Your letters may actually look really good by themselves, and suddenly in a word, they all fall apart. This is frustrating for most beginners, but it also often remains a mystery initially. A letter can feel fine on its own. But when you write “an”, that “a” feels fine, that “n” feels fine, but the word “an” feels awkward and unsteady and stiff. That’s because letterform isn’t just letterform. It’s also rhythm and movement between letters and word and space. To avoid pieced-together calligraphy, work on words right from the start.
The first thing to know is that letters behave differently when joined together. A tidy isolated “m” looks too big after an “i”. A perfect “l” may have an overly tight loop next to the following letter. For a long time, beginners work on one letter at a time and then expect the alphabet and words to magically appear. Practice in groups instead. Write a few “mi”s and “no”s and “le”s and “ta”s and feel where the previous stroke ends and the next begins and look at those joined connections as well as the shapes. This is a way of teaching flow, which is a different thing than teaching each shape in isolation.
Spacing is the most common hidden issue. Many beginners focus on the shapes of the letters instead of the shapes of the spaces. In calligraphy, the empty space is just as important as the letterforms. If the spacing is uneven, a word will look off balance even if the letters themselves are correct. Try writing the word, then cover most of the letters with a piece of paper or walk back a bit. You’ll realize that what you think is an “a” issue might be a spacing issue. Many beginners try to fix the space problem by making the next letter smaller. That creates tension and cramping and doesn’t solve the problem. Try writing the word at a slower speed, keeping a more consistent movement.
Another issue with words is uneven pressure, especially when rushing to complete the connections. Downstrokes might look strong and light upstrokes get scratchy when pressing too hard on a downstroke. When that happens, go back to small, repetitive groups. If a transition from an “o” to an “n” looks sloppy, spend some time on words that contain that specific movement: on, no, ono, non. Do this on a big scale to really be able to notice the movement. This focused attention on a specific movement is the most effective approach rather than copying words and sentences that don’t help you address the problem.
A good practice routine might look like this: take 15 minutes and use 5 for general movements, ovals, underturns, entrances, and exits. Then use 5 minutes for the letter combinations used in the word you’re working on.

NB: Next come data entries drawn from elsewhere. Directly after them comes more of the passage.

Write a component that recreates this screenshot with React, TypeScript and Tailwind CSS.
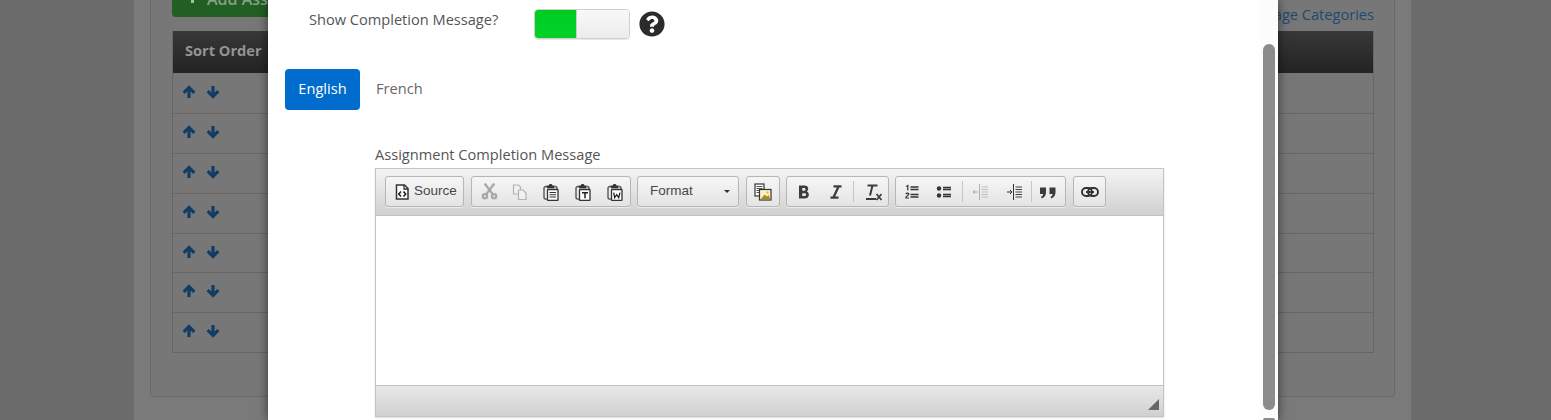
import React from "react";
import { FaQuestionCircle } from "react-icons/fa";

const Ic = ({ children, className = "" }: { children: React.ReactNode; className?: string }) => (
  <svg viewBox="0 0 16 16" width="16" height="16" className={className} fill="none">{children}</svg>
);

const Clip = ({ inner }: { inner: React.ReactNode }) => (
  <svg viewBox="0 0 16 18" width="16" height="18" fill="none">
    <path d="M4 3.500H2.800C1.800 3.500 1 4.300 1 5.300v9c0 1 .8 1.800 1.800 1.800H4" stroke="#555" strokeWidth="1.400" />
    <path d="M3.800 2.500h2C6.200.6 9 .6 9.400 2.500h2v2.800H3.800z" fill="#333" />
    <path d="M11.500 3.500h.7c1 0 1.800.8 1.800 1.800V6" stroke="#555" strokeWidth="1.400" />
    <rect x="4.500" y="6.500" width="10.500" height="11" rx=".8" fill="#fff" stroke="#333" strokeWidth="1.300" />
    {inner}
  </svg>
);

const Btn = ({ children, w = "w-[32px]" }: { children: React.ReactNode; w?: string }) => (
  <div className={`${w} h-full flex items-center justify-center shrink-0`}>{children}</div>
);
const Sep = ({ className = "mx-px" }: { className?: string }) => <div className={`w-px h-[21px] bg-[#c6c6c6] shrink-0 ${className}`} />;
const Group = ({ children, className = "" }: { children: React.ReactNode; className?: string }) => (
  <div className={`h-[31px] flex items-center rounded-[3px] border border-[#b6b6b6] bg-gradient-to-b from-[#f6f6f6] to-[#e4e4e4] shadow-[0_1px_0_rgba(255,255,255,0.5)] ${className}`}>
    {children}
  </div>
);

const Toolbar = () => (
  <div className="h-[47px] border-b border-[#c4c4c4] bg-gradient-to-b from-[#f4f4f4] to-[#cfd1cf] pl-[9px] pt-[7px] flex gap-[6px] font-['Liberation_Sans',sans-serif] text-[13.500px] text-[#484848]">
    <Group className="w-[79px] mr-px pl-[8px] gap-[4px]">
      <Ic>
        <path d="M2.500 1h8l3.500 3.500V15h-11.500z" fill="#fff" stroke="#333" strokeWidth="1.500" />
        <path d="M10 1v4h4" stroke="#333" strokeWidth="1.300" />
        <path d="M7 7.500 4.800 10 7 12.500M9.500 7.500l2.200 2.500-2.200 2.500" stroke="#222" strokeWidth="1.600" />
      </Ic>
      <span>Source</span>
    </Group>
    <Group className="w-[160px] pl-[2px]">
      <Btn w="w-[31px]">
        <svg viewBox="0 0 16 16" width="17" height="17" fill="none">
          <g stroke="#a8a8a8" strokeWidth="2.200">
            <path d="M3.500 0.500 11 10.500M12.500 0.500 5 10.500" />
            <circle cx="3.700" cy="12.500" r="2" />
            <circle cx="12.300" cy="12.500" r="2" />
          </g>
        </svg>
      </Btn>
      <Btn w="w-[29px]">
        <Ic>
          <g stroke="#b4b4b4" strokeWidth="1.200" fill="#f1f1f1">
            <path d="M1.500 1h5l2 2v7h-7z" />
            <path d="M6.500 6H11l3 3v6.500H6.500z" />
          </g>
        </Ic>
      </Btn>
      <Btn w="w-[33px]"><Clip inner={<path d="M6.500 9.500h6.500M6.500 11.700h6.500M6.500 14h6.500" stroke="#333" strokeWidth="1.100" />} /></Btn>
      <Btn w="w-[32px]"><Clip inner={<path d="M7 9.700h6M10 9.700v5.500" stroke="#222" strokeWidth="1.500" />} /></Btn>
      <Btn w="w-[32px]"><Clip inner={<path d="M6.700 9.700l1 5 2-3 2 3 1.300-5" stroke="#222" strokeWidth="1.300" />} /></Btn>
    </Group>
    <Group className="w-[102px] mr-px pl-[12px] relative">
      <span>Format</span>
      <span className="absolute right-[8px] top-[13px] w-0 h-0 border-x-[3px] border-x-transparent border-t-[3px] border-t-[#333]" />
    </Group>
    <Group className="w-[34px] justify-center">
      <svg viewBox="0 0 18 18" width="18" height="18" fill="none">
        <rect x="1" y="1" width="9" height="12" fill="#fff" stroke="#333" strokeWidth="1.200" />
        <path d="M2.500 3.500h6M2.500 5.500h6M2.500 7.500h3M2.500 9.500h3" stroke="#555" />
        <rect x="5.500" y="6.500" width="11.500" height="10.500" fill="#fbf3c8" stroke="#333" strokeWidth="1.200" />
        <path d="M6.500 16.500l4-5 2.500 2 1.500-1.500 2 4.500z" fill="#a98a2c" />
        <circle cx="13.500" cy="9.500" r="1.200" fill="#ebc04a" />
      </svg>
    </Group>
    <Group className="w-[103px] pl-[1px]">
      <Btn>
        <Ic>
          <path fillRule="evenodd" clipRule="evenodd" d="M3 1.500h5.800c3.700 0 4.600 4.400 1.900 5.900 3.300 1 3 7.100-1.900 7.100H3zM6.300 4v2.800h2c1.600 0 1.600-2.800 0-2.800zM6.300 9.200V12h2.400c1.800 0 1.800-2.800 0-2.800z" fill="#3c3c3c" />
        </Ic>
      </Btn>
      <Btn>
        <Ic><path d="M5.500 2.300h8M2.500 13.700h8M10.700 2.300l-5.400 11.400" stroke="#3c3c3c" strokeWidth="2.300" /></Ic>
      </Btn>
      <Sep />
      <Btn w="w-[36px]">
        <svg viewBox="0 0 18 18" width="18" height="18" fill="none" className="ml-[2px]">
          <path d="M2.500 2.500h10M7.500 2.500l-2.500 10M1 16h10" stroke="#3c3c3c" strokeWidth="2" />
          <path d="M11.500 11l5 6M16.500 11l-5 6" stroke="#3c3c3c" strokeWidth="1.700" />
        </svg>
      </Btn>
    </Group>
    <Group className="w-[171px] mr-px">
      <Btn>
        <Ic>
          <path d="M6.500 3h8M6.500 5.500h8M6.500 10.500h8M6.500 13h8" stroke="#333" strokeWidth="1.500" />
          <path d="M2.200 2.500 3.800 1.500v5" stroke="#333" strokeWidth="1.200" />
          <path d="M1.800 10c.5-1.200 3-1.200 3 0s-3 2-3 4h3.200" stroke="#333" strokeWidth="1.200" />
        </Ic>
      </Btn>
      <Btn>
        <Ic>
          <circle cx="3" cy="4.500" r="2.200" fill="#333" /><circle cx="3" cy="11.500" r="2.200" fill="#333" />
          <path d="M7 3.500h8M7 5.500h8M7 10.500h8M7 12.500h8" stroke="#333" strokeWidth="1.400" />
        </Ic>
      </Btn>
      <Sep className="ml-[2px]" />
      <Btn w="w-[36px]">
        <Ic>
          <path d="M6.500 0v16" stroke="#b0b0b0" />
          <path d="M8.500 3h6.500M8.500 5.500h6.500M8.500 8h6.500M8.500 10.500h6.500M8.500 13h6.500" stroke="#c0c0c0" />
          <path d="M5 8H0M2 6 .2 8 2 10" stroke="#aaa" />
        </Ic>
      </Btn>
      <Btn w="w-[32px]">
        <Ic>
          <path d="M6.500 0v16" stroke="#333" />
          <path d="M8.500 3h6.500M8.500 5.500h6.500M8.500 8h6.500M8.500 10.500h6.500M8.500 13h6.500" stroke="#444" />
          <path d="M0 8h5M3 6l2 2-2 2" stroke="#333" />
        </Ic>
      </Btn>
      <Sep className="" />
      <Btn w="w-[32px]">
        <svg viewBox="0 0 18 16" width="18" height="16" fill="none">
          <path d="M1 3.500h6v4.800C7 11.500 5.300 13.500 2.800 14.500L2 12.800c1.300-.6 2-1.400 2.200-2.800H1zM10.500 3.500h6v4.800c0 3.200-1.700 5.200-4.200 6.200l-.8-1.700c1.300-.6 2-1.400 2.200-2.800h-3.200z" fill="#3a3a3a" />
        </svg>
      </Btn>
    </Group>
    <Group className="w-[33px] justify-center">
      <svg viewBox="0 0 18 12" width="18" height="12" fill="none">
        <rect x="1" y="2" width="10" height="8" rx="4" stroke="#333" strokeWidth="1.900" />
        <rect x="7" y="2" width="10" height="8" rx="4" stroke="#333" strokeWidth="1.900" />
        <path d="M5 6h8" stroke="#333" strokeWidth="1.900" />
      </svg>
    </Group>
  </div>
);

const Arrow = ({ down = false }: { down?: boolean }) => (
  <svg viewBox="0 0 14 14" width="14" height="14" fill="none" className={down ? "rotate-180" : ""}>
    <path d="M7 13V3M1.700 7.800 7 2.500l5.300 5.300" stroke="#123c62" strokeWidth="3.200" />
  </svg>
);

const Row = ({ className }: { className: string }) => (
  <div className={`border-b border-[#666] pl-[9px] flex gap-[10px] ${className}`}>
    <Arrow /><Arrow down />
  </div>
);

export default function App() {
  return (
    <div className="relative h-[420px] overflow-hidden bg-[#6b6b6b] font-['Open_Sans',sans-serif] text-[14.600px]">
      {/* Dimmed page */}
      <div className="ml-[133px] mr-[139px] h-full border-x border-[#6f6f6f] bg-[#7a7a7a] px-[16px]">
        <div className="h-[397px] rounded-b-[4px] border-x border-b border-[#696969] bg-[#777] px-[21px]">
          <div className="h-[31px] flex justify-between items-start">
            <div className="h-[17px] w-[200px] overflow-hidden rounded-b-[4px] bg-[#215f23] pl-[19px] relative text-[#86a086] text-[16px] leading-[22px] font-semibold">
              <div className="absolute left-[19px] top-0 w-[3px] h-[3px] bg-[#a8bda8]" />
              <span className="absolute left-[35px] bottom-[7px] whitespace-nowrap">Add Assignment</span>
            </div>
            <span className="leading-[19px] mt-[5px] text-[#1d4a72] mr-[-1px]">Manage Categories</span>
          </div>
          <div className="border-x border-[#666] h-[322px] mr-[-1px]">
            <div className="h-[42px] pb-[2px] bg-gradient-to-b from-[#383838] to-[#232323] pl-[12px] flex items-center font-bold text-[#949494]">
              Sort Order
            </div>
            <Row className="h-[41px] pt-[12px]" />
            <Row className="h-[40px] pt-[11px]" />
            <Row className="h-[40px] pt-[11px]" />
            <Row className="h-[40px] pt-[11px]" />
            <Row className="h-[39px] pt-[11px]" />
            <Row className="h-[40px] pt-[11px]" />
            <Row className="h-[40px] pt-[11px]" />
          </div>
        </div>
      </div>

      {/* Modal */}
      <div className="absolute left-[268px] top-0 w-[1010px] h-[420px] bg-white shadow-[0_0_10px_rgba(0,0,0,0.55)] overflow-hidden text-[#555]">
        <div className="pt-[9px] pl-[41px] h-[69px] flex">
          <span className="w-[225px] leading-[24px] -mt-[2px] h-[24px]">Show Completion Message?</span>
          <div className="w-[96px] h-[30px] flex rounded-[4px] border border-[#d0d0d0] overflow-hidden shadow-[0_1px_1px_rgba(0,0,0,0.1)]">
            <div className="w-[41px] bg-gradient-to-b from-[#00cc1f] to-[#00d12a]" />
            <div className="flex-1 bg-gradient-to-b from-[#f8f8f8] to-[#ececec] border-l border-[#ccc]" />
          </div>
          <FaQuestionCircle className="ml-[9px] mt-[2px] text-[26px] text-[#2b2b2b]" />
        </div>
        <div className="pl-[17px] flex items-center h-[41px]">
          <div className="w-[75px] h-[41px] rounded-[4px] bg-[#006ccd] text-white flex items-center justify-center pb-px">English</div>
          <div className="ml-[16px] text-[#666] pb-px">French</div>
        </div>
        <div className="pl-[107px] pt-[35px] w-[896px]">
          <div className="leading-[19px] h-[23px]">Assignment Completion Message</div>
          <div className="border border-[#c4c4c4] shadow-[0_1px_2px_rgba(0,0,0,0.15)] h-[249px] flex flex-col">
            <Toolbar />
            <div className="h-[170px] bg-white border-b border-[#c4c4c4]" />
            <div className="flex-1 bg-gradient-to-b from-[#e8e8e8] to-[#cfd1cf] relative">
              <span className="absolute right-[4px] bottom-[6px] w-0 h-0 border-l-[11px] border-l-transparent border-b-[11px] border-b-[#666]" />
            </div>
          </div>
        </div>
        {/* Scrollbar */}
        <div className="absolute left-[992px] top-0 w-[18px] h-full bg-[#fcfcfc]" />
        <div className="absolute left-[995px] top-[44px] w-[12px] h-[366px] rounded-full bg-[#8c8c8c]" />
        <div className="absolute left-[995px] top-[418px] w-[12px] h-[4px] rounded-t-[2px] bg-[#8c8c8c]" />
      </div>
    </div>
  );
}
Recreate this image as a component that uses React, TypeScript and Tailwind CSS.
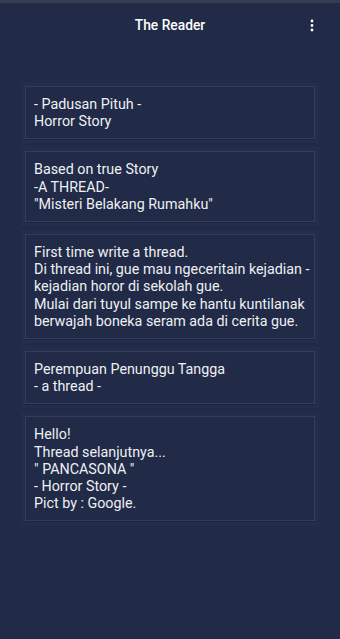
const stories = [
  ["- Padusan Pituh -", "Horror Story"],
  ["Based on true Story", "-A THREAD-", "\"Misteri Belakang Rumahku\""],
  [
    "First time write a thread.",
    "Di thread ini, gue mau ngeceritain kejadian -",
    "kejadian horor di sekolah gue.",
    "Mulai dari tuyul sampe ke hantu kuntilanak",
    "berwajah boneka seram ada di cerita gue.",
  ],
  ["Perempuan Penunggu Tangga", "- a thread -"],
  ["Hello!", "Thread selanjutnya...", "\" PANCASONA \"", "- Horror Story -", "Pict by : Google."],
];

export default function App() {
  return (
    <div
      className="min-h-[639px] w-full bg-[#212a46] text-white"
      style={{ fontFamily: "Roboto, 'Liberation Sans', sans-serif" }}
    >
      <div className="h-[3px] bg-[#373c52]" />

      {/* Toolbar */}
      <div className="relative flex h-[44px] items-center justify-center">
        <span className="text-[13.8px] font-medium">The Reader</span>
        <button className="absolute right-[26px] top-[16px] text-white">
          <svg width="4" height="13" viewBox="0 0 4 13" fill="currentColor">
            <circle cx="2" cy="2" r="1.4" />
            <circle cx="2" cy="6.5" r="1.4" />
            <circle cx="2" cy="11" r="1.4" />
          </svg>
        </button>
      </div>

      {/* List */}
      <div className="mt-[39px] flex flex-col gap-[12px] px-[25px]">
        {stories.map((lines, i) => (
          <div
            key={i}
            className="border border-[#333d5c] px-[8px] pb-[8px] pt-[9px] shadow-[0_1px_0_#1c2440,0_0_0_4px_#242d4a]"
          >
            {lines.map((l, j) => (
              <p key={j} className="whitespace-nowrap text-[14.3px] leading-[17.2px] text-[#eef0f4]">
                {l}
              </p>
            ))}
          </div>
        ))}
      </div>
    </div>
  );
}
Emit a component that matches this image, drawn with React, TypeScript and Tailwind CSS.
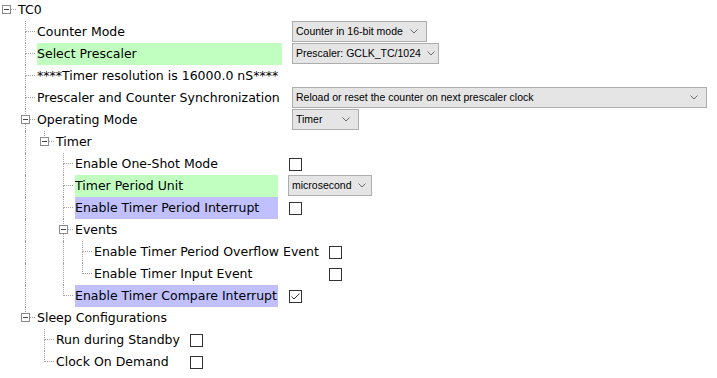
import React from 'react';

type Control =
  | { kind: 'select'; value: string; width: string }
  | { kind: 'check'; checked?: boolean };

type TreeNode = {
  label: string;
  hl?: 'green' | 'purple';
  control?: Control;
  childLabelW?: string;
  children?: TreeNode[];
};

const tree: TreeNode = {
  label: 'TC0',
  childLabelW: 'w-[245px]',
  children: [
    { label: 'Counter Mode', control: { kind: 'select', value: 'Counter in 16-bit mode', width: 'w-[135px]' } },
    { label: 'Select Prescaler', hl: 'green', control: { kind: 'select', value: 'Prescaler: GCLK_TC/1024', width: 'w-[147px]' } },
    { label: '****Timer resolution is 16000.0 nS****' },
    {
      label: 'Prescaler and Counter Synchronization',
      control: { kind: 'select', value: 'Reload or reset the counter on next prescaler clock', width: 'w-[415px]' },
    },
    {
      label: 'Operating Mode',
      control: { kind: 'select', value: 'Timer', width: 'w-[67px]' },
      children: [
        {
          label: 'Timer',
          childLabelW: 'w-[203px]',
          children: [
            { label: 'Enable One-Shot Mode', control: { kind: 'check' } },
            { label: 'Timer Period Unit', hl: 'green', control: { kind: 'select', value: 'microsecond', width: 'w-[84px]' } },
            { label: 'Enable Timer Period Interrupt', hl: 'purple', control: { kind: 'check' } },
            {
              label: 'Events',
              childLabelW: 'w-[224px]',
              children: [
                { label: 'Enable Timer Period Overflow Event', control: { kind: 'check' } },
                { label: 'Enable Timer Input Event', control: { kind: 'check' } },
              ],
            },
            { label: 'Enable Timer Compare Interrupt', hl: 'purple', control: { kind: 'check', checked: true } },
          ],
        },
      ],
    },
    {
      label: 'Sleep Configurations',
      childLabelW: 'w-[123px]',
      children: [
        { label: 'Run during Standby', control: { kind: 'check' } },
        { label: 'Clock On Demand', control: { kind: 'check' } },
      ],
    },
  ],
};

const dots = 'border-dotted border-[#a0a0a0]';

const Select: React.FC<{ value: string; width: string }> = ({ value, width }) => (
  <div
    className={`${width} ml-[10px] h-[21px] self-start flex items-center justify-between pl-[3px] pr-[8px] bg-[#e5e5e5] border border-[#adadad] text-[10.5px] text-black font-['Liberation_Sans',Arial,sans-serif] whitespace-nowrap`}
  >
    <span>{value}</span>
    <svg width="8" height="5" viewBox="0 0 8 5" className="shrink-0 ml-[6px]">
      <path d="M0.5 0.5 L4 4 L7.5 0.5" fill="none" stroke="#6b6b6b" strokeWidth="1" />
    </svg>
  </div>
);

const Check: React.FC<{ checked?: boolean }> = ({ checked }) => (
  <div className="ml-[11px] w-[13px] h-[13px] border border-[#333] bg-white flex items-center justify-center">
    {checked && (
      <svg width="11" height="11" viewBox="0 0 11 11">
        <path d="M1.5 5.5 L4 8 L9.5 2.5" fill="none" stroke="#333" strokeWidth="1" />
      </svg>
    )}
  </div>
);

const Connector: React.FC<{ up: boolean; down: boolean; box: boolean }> = ({ up, down, box }) => (
  <div className="relative w-[19px] h-[22px] shrink-0">
    <div className={`ml-[9px] w-[10px] h-[11px] border-b ${up ? 'border-l' : ''} ${dots}`} />
    <div className={`ml-[9px] h-[11px] ${down ? `border-l ${dots}` : ''}`} />
    {box && (
      <div className="absolute left-[5px] top-[6px] w-[9px] h-[9px] border border-[#8a8a8a] bg-white flex items-center justify-center">
        <div className="w-[5px] h-px bg-[#444]" />
      </div>
    )}
  </div>
);

type Row = { node: TreeNode; level: number; guides: boolean[]; hasNext: boolean; labelW?: string };

function flatten(node: TreeNode, level: number, guides: boolean[], hasNext: boolean, labelW: string | undefined, out: Row[]) {
  out.push({ node, level, guides, hasNext, labelW });
  const kids = node.children ?? [];
  kids.forEach((c, i) => {
    flatten(c, level + 1, level === 0 ? [false] : [...guides, hasNext], i < kids.length - 1, node.childLabelW, out);
  });
}

const TreeRow: React.FC<{ row: Row }> = ({ row }) => {
  const { node, level, guides, hasNext, labelW } = row;
  const bg = node.hl === 'green' ? 'bg-[#c0ffc0]' : node.hl === 'purple' ? 'bg-[#c0c0ff]' : '';
  return (
    <div className="flex items-center h-[22px]">
      {guides.map((g, i) => (
        <div key={i} className="w-[19px] h-[22px] shrink-0">
          {g && <div className={`ml-[9px] h-full border-l ${dots}`} />}
        </div>
      ))}
      <Connector up={level > 0} down={hasNext} box={!!node.children} />
      <div className={`ml-[2px] h-[22px] flex items-center whitespace-nowrap ${node.control ? labelW ?? '' : ''} ${bg}`}>
        {node.label}
      </div>
      {node.control?.kind === 'select' && <Select value={node.control.value} width={node.control.width} />}
      {node.control?.kind === 'check' && <Check checked={node.control.checked} />}
    </div>
  );
};

export default function App() {
  const rows: Row[] = [];
  flatten(tree, 0, [], false, undefined, rows);
  return (
    <div className="w-[717px] h-[378px] overflow-hidden bg-white text-black font-['DejaVu_Sans',Verdana,sans-serif] text-[12.5px]">
      <div className="mt-[-1px] ml-[-3px]">
        {rows.map((r, i) => (
          <TreeRow key={i} row={r} />
        ))}
      </div>
    </div>
  );
}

Spend the final 5 minutes on that word. On the first line, work on the slant only. On the second line, focus on the space only. On the third line, try to keep the pressure the same. You won’t feel overwhelmed by too much to focus on and you’ll learn exactly what you’re doing in the moment. If it still doesn’t work, don’t consider it all failure. If something improved, note that, and take it with you into the next group.
Words are a lot more fun when you get that feeling that they’re all flowing from one to the other, rather than the feeling that you just strung together a lot of letters. And that happens with time, but not necessarily a lot of practice time, just by being careful about the rhythm, the spacing, and working the joins over and over and over until the hand knows the connection. Then even simple words come to life, and the pages start to look less like a chore and more like a calligraphy conversation.